◆ Stated task
Copy every line of the data exactly, leaving nothing out.

◆ Information provided
* * *
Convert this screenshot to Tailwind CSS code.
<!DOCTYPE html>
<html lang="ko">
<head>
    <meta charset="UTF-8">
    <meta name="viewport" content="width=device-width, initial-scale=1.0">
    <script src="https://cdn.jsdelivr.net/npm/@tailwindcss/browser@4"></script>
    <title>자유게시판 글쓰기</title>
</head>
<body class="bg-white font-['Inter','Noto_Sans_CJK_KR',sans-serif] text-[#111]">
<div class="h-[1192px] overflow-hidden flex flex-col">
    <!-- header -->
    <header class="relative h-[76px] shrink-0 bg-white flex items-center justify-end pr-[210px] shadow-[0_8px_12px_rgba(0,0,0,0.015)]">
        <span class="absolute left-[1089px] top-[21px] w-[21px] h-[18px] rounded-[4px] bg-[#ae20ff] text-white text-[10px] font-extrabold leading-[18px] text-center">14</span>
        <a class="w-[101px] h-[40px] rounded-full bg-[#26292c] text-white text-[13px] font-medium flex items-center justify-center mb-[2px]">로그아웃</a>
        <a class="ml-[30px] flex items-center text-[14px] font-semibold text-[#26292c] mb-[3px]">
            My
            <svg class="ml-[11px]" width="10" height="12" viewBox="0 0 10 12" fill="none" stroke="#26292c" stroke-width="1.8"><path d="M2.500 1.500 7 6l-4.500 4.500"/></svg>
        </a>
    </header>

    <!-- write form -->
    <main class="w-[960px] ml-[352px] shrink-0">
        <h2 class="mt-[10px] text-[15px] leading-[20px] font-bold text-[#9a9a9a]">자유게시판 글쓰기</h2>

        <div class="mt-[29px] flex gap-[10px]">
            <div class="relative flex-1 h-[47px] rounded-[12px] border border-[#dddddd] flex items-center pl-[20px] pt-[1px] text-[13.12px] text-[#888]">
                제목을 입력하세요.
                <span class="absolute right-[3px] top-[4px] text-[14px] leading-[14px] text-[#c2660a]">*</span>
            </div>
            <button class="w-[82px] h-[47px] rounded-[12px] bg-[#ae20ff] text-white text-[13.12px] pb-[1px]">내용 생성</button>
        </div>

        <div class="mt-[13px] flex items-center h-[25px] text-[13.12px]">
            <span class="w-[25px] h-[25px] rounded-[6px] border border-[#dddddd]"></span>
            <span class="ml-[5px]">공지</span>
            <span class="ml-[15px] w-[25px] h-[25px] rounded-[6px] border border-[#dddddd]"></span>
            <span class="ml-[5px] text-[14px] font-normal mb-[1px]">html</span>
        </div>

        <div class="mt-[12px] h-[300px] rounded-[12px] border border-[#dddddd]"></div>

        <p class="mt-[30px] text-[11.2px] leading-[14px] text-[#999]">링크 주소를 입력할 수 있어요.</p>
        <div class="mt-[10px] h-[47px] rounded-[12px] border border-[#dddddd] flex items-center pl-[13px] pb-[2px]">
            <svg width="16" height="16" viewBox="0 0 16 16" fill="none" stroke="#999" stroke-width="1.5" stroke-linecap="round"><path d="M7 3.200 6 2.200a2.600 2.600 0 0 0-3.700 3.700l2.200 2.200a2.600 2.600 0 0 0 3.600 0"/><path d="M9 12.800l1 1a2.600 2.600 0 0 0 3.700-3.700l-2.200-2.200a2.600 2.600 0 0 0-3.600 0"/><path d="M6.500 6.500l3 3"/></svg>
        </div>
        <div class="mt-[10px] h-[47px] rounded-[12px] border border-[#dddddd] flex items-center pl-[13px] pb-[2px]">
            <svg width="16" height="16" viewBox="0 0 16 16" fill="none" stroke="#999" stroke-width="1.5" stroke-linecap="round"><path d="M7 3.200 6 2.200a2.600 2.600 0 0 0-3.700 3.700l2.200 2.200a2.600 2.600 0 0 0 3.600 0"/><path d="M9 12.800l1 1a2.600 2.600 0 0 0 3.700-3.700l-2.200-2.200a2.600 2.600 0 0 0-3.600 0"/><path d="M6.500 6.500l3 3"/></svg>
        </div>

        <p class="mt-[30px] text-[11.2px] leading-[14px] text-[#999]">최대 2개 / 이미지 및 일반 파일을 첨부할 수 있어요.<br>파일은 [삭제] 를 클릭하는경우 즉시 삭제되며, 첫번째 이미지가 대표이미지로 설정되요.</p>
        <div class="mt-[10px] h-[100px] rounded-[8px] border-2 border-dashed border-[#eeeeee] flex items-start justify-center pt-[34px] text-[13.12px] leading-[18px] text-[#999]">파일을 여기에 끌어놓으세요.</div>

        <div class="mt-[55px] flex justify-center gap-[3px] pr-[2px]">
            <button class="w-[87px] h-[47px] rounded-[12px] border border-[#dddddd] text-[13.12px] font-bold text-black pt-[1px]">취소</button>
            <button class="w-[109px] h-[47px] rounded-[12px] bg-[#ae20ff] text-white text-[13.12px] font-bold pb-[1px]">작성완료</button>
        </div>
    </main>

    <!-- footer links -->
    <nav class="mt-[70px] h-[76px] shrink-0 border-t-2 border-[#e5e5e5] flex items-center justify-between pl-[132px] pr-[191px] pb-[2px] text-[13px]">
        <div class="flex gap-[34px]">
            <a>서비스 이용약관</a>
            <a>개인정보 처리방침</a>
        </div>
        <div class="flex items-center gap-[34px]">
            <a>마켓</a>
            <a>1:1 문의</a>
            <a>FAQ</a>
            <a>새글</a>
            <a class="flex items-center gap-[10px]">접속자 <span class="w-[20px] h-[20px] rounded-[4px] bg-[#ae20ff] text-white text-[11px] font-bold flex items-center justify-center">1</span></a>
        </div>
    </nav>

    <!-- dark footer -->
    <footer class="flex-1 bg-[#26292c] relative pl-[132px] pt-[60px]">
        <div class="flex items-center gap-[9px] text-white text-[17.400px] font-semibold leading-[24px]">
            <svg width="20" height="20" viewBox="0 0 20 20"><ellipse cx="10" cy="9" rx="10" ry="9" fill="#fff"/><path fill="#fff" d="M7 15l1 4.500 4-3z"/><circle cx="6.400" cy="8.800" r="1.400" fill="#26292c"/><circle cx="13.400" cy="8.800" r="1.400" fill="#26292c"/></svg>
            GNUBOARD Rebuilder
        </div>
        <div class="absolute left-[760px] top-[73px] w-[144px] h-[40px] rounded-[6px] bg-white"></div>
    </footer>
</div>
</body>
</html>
* * *
◆ Expected answer
Convert this screenshot to Tailwind CSS code.
<!DOCTYPE html>
<html lang="ko">
<head>
    <meta charset="UTF-8">
    <meta name="viewport" content="width=device-width, initial-scale=1.0">
    <script src="https://cdn.jsdelivr.net/npm/@tailwindcss/browser@4"></script>
    <title>자유게시판 글쓰기</title>
</head>
<body class="bg-white font-['Inter','Noto_Sans_CJK_KR',sans-serif] text-[#111]">
<div class="h-[1192px] overflow-hidden flex flex-col">
    <!-- header -->
    <header class="relative h-[76px] shrink-0 bg-white flex items-center justify-end pr-[210px] shadow-[0_8px_12px_rgba(0,0,0,0.015)]">
        <span class="absolute left-[1089px] top-[21px] w-[21px] h-[18px] rounded-[4px] bg-[#ae20ff] text-white text-[10px] font-extrabold leading-[18px] text-center">14</span>
        <a class="w-[101px] h-[40px] rounded-full bg-[#26292c] text-white text-[13px] font-medium flex items-center justify-center mb-[2px]">로그아웃</a>
        <a class="ml-[30px] flex items-center text-[14px] font-semibold text-[#26292c] mb-[3px]">
            My
            <svg class="ml-[11px]" width="10" height="12" viewBox="0 0 10 12" fill="none" stroke="#26292c" stroke-width="1.8"><path d="M2.500 1.500 7 6l-4.500 4.500"/></svg>
        </a>
    </header>

    <!-- write form -->
    <main class="w-[960px] ml-[352px] shrink-0">
        <h2 class="mt-[10px] text-[15px] leading-[20px] font-bold text-[#9a9a9a]">자유게시판 글쓰기</h2>

        <div class="mt-[29px] flex gap-[10px]">
            <div class="relative flex-1 h-[47px] rounded-[12px] border border-[#dddddd] flex items-center pl-[20px] pt-[1px] text-[13.12px] text-[#888]">
                제목을 입력하세요.
                <span class="absolute right-[3px] top-[4px] text-[14px] leading-[14px] text-[#c2660a]">*</span>
            </div>
            <button class="w-[82px] h-[47px] rounded-[12px] bg-[#ae20ff] text-white text-[13.12px] pb-[1px]">내용 생성</button>
        </div>

        <div class="mt-[13px] flex items-center h-[25px] text-[13.12px]">
            <span class="w-[25px] h-[25px] rounded-[6px] border border-[#dddddd]"></span>
            <span class="ml-[5px]">공지</span>
            <span class="ml-[15px] w-[25px] h-[25px] rounded-[6px] border border-[#dddddd]"></span>
            <span class="ml-[5px] text-[14px] font-normal mb-[1px]">html</span>
        </div>

        <div class="mt-[12px] h-[300px] rounded-[12px] border border-[#dddddd]"></div>

        <p class="mt-[30px] text-[11.2px] leading-[14px] text-[#999]">링크 주소를 입력할 수 있어요.</p>
        <div class="mt-[10px] h-[47px] rounded-[12px] border border-[#dddddd] flex items-center pl-[13px] pb-[2px]">
            <svg width="16" height="16" viewBox="0 0 16 16" fill="none" stroke="#999" stroke-width="1.5" stroke-linecap="round"><path d="M7 3.200 6 2.200a2.600 2.600 0 0 0-3.700 3.700l2.200 2.200a2.600 2.600 0 0 0 3.600 0"/><path d="M9 12.800l1 1a2.600 2.600 0 0 0 3.700-3.700l-2.200-2.200a2.600 2.600 0 0 0-3.600 0"/><path d="M6.500 6.500l3 3"/></svg>
        </div>
        <div class="mt-[10px] h-[47px] rounded-[12px] border border-[#dddddd] flex items-center pl-[13px] pb-[2px]">
            <svg width="16" height="16" viewBox="0 0 16 16" fill="none" stroke="#999" stroke-width="1.5" stroke-linecap="round"><path d="M7 3.200 6 2.200a2.600 2.600 0 0 0-3.700 3.700l2.200 2.200a2.600 2.600 0 0 0 3.600 0"/><path d="M9 12.800l1 1a2.600 2.600 0 0 0 3.700-3.700l-2.200-2.200a2.600 2.600 0 0 0-3.600 0"/><path d="M6.500 6.500l3 3"/></svg>
        </div>

        <p class="mt-[30px] text-[11.2px] leading-[14px] text-[#999]">최대 2개 / 이미지 및 일반 파일을 첨부할 수 있어요.<br>파일은 [삭제] 를 클릭하는경우 즉시 삭제되며, 첫번째 이미지가 대표이미지로 설정되요.</p>
        <div class="mt-[10px] h-[100px] rounded-[8px] border-2 border-dashed border-[#eeeeee] flex items-start justify-center pt-[34px] text-[13.12px] leading-[18px] text-[#999]">파일을 여기에 끌어놓으세요.</div>

        <div class="mt-[55px] flex justify-center gap-[3px] pr-[2px]">
            <button class="w-[87px] h-[47px] rounded-[12px] border border-[#dddddd] text-[13.12px] font-bold text-black pt-[1px]">취소</button>
            <button class="w-[109px] h-[47px] rounded-[12px] bg-[#ae20ff] text-white text-[13.12px] font-bold pb-[1px]">작성완료</button>
        </div>
    </main>

    <!-- footer links -->
    <nav class="mt-[70px] h-[76px] shrink-0 border-t-2 border-[#e5e5e5] flex items-center justify-between pl-[132px] pr-[191px] pb-[2px] text-[13px]">
        <div class="flex gap-[34px]">
            <a>서비스 이용약관</a>
            <a>개인정보 처리방침</a>
        </div>
        <div class="flex items-center gap-[34px]">
            <a>마켓</a>
            <a>1:1 문의</a>
            <a>FAQ</a>
            <a>새글</a>
            <a class="flex items-center gap-[10px]">접속자 <span class="w-[20px] h-[20px] rounded-[4px] bg-[#ae20ff] text-white text-[11px] font-bold flex items-center justify-center">1</span></a>
        </div>
    </nav>

    <!-- dark footer -->
    <footer class="flex-1 bg-[#26292c] relative pl-[132px] pt-[60px]">
        <div class="flex items-center gap-[9px] text-white text-[17.400px] font-semibold leading-[24px]">
            <svg width="20" height="20" viewBox="0 0 20 20"><ellipse cx="10" cy="9" rx="10" ry="9" fill="#fff"/><path fill="#fff" d="M7 15l1 4.500 4-3z"/><circle cx="6.400" cy="8.800" r="1.400" fill="#26292c"/><circle cx="13.400" cy="8.800" r="1.400" fill="#26292c"/></svg>
            GNUBOARD Rebuilder
        </div>
        <div class="absolute left-[760px] top-[73px] w-[144px] h-[40px] rounded-[6px] bg-white"></div>
    </footer>
</div>
</body>
</html>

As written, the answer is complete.